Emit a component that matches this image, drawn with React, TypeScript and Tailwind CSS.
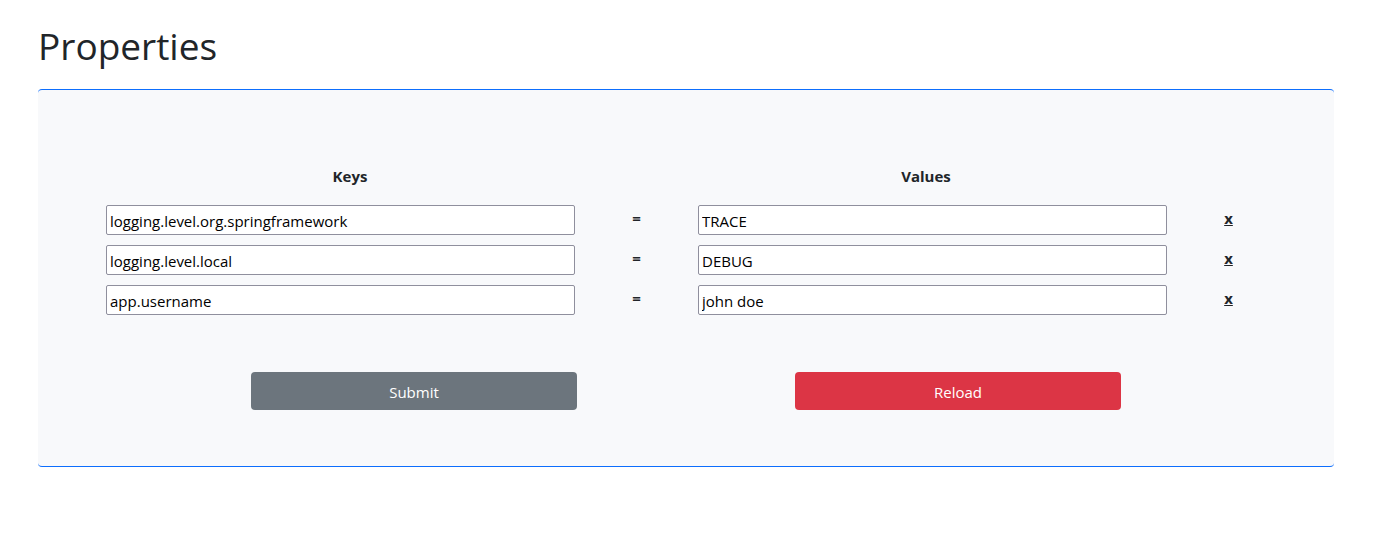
import { useState } from "react";

type Property = { id: number; key: string; value: string };

const initial: Property[] = [
  { id: 1, key: "logging.level.org.springframework", value: "TRACE" },
  { id: 2, key: "logging.level.local", value: "DEBUG" },
  { id: 3, key: "app.username", value: "john doe" },
];

const inputClass =
  "h-[30px] w-full min-w-0 rounded-[2px] border border-[#8f8f9d] bg-white px-[3px] pt-px text-[15px] text-black";
const buttonClass =
  "mx-auto h-[38px] w-3/5 rounded-[4px] pt-px text-center text-[15px] leading-6 text-white";

export default function App() {
  const [rows, setRows] = useState(initial);

  const update = (id: number, field: "key" | "value", text: string) =>
    setRows(rows.map((r) => (r.id === id ? { ...r, [field]: text } : r)));

  return (
    <main className="min-h-screen bg-white pt-[22px] pr-[47px] pl-[38px] font-['Open_Sans','Noto_Sans',sans-serif] text-[#212529]">
      <h1 className="text-[37px] leading-[48px]">Properties</h1>

      <form
        className="mt-[19px] rounded-[4px] border-y border-[#0d6efd] bg-[#f8f9fb] pt-[74px] pb-14"
        onSubmit={(e) => e.preventDefault()}
      >
        <div className="grid grid-cols-2 pr-[120px] pl-6 text-center text-[15px] leading-6 font-bold">
          <span>Keys</span>
          <span>Values</span>
        </div>

        <div className="mt-[17px] flex flex-col gap-[10px] pr-11 pl-[68px]">
          {rows.map((row) => (
            <div key={row.id} className="grid grid-cols-[469fr_123fr_469fr_123fr]">
              <input
                type="text"
                aria-label="Key"
                className={inputClass}
                value={row.key}
                onChange={(e) => update(row.id, "key", e.target.value)}
              />
              <span className="text-center text-[15px] leading-[26px] font-bold">=</span>
              <input
                type="text"
                aria-label="Value"
                className={inputClass}
                value={row.value}
                onChange={(e) => update(row.id, "value", e.target.value)}
              />
              <span className="text-center text-[15px] leading-[26px] font-bold">
                <a
                  href="#remove"
                  className="underline"
                  onClick={(e) => {
                    e.preventDefault();
                    setRows(rows.filter((r) => r.id !== row.id));
                  }}
                >
                  x
                </a>
              </span>
            </div>
          ))}
        </div>

        <div className="mt-[57px] grid grid-cols-2 px-[104px]">
          <button type="submit" className={`${buttonClass} bg-[#6c757d]`}>
            Submit
          </button>
          <button
            type="button"
            className={`${buttonClass} bg-[#dc3545]`}
            onClick={() => setRows(initial)}
          >
            Reload
          </button>
        </div>
      </form>
    </main>
  );
}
★ ★ ★ ★
> [Aim of the exercise]: Restate each line from the start of the listing through the line bearing "const [rows, setRows] = useState(initial);" word for word. Drop the pictures.

> [Task output]:
Emit a component that matches this image, drawn with React, TypeScript and Tailwind CSS.
import { useState } from "react";

type Property = { id: number; key: string; value: string };

const initial: Property[] = [
  { id: 1, key: "logging.level.org.springframework", value: "TRACE" },
  { id: 2, key: "logging.level.local", value: "DEBUG" },
  { id: 3, key: "app.username", value: "john doe" },
];

const inputClass =
  "h-[30px] w-full min-w-0 rounded-[2px] border border-[#8f8f9d] bg-white px-[3px] pt-px text-[15px] text-black";
const buttonClass =
  "mx-auto h-[38px] w-3/5 rounded-[4px] pt-px text-center text-[15px] leading-6 text-white";

export default function App() {
  const [rows, setRows] = useState(initial);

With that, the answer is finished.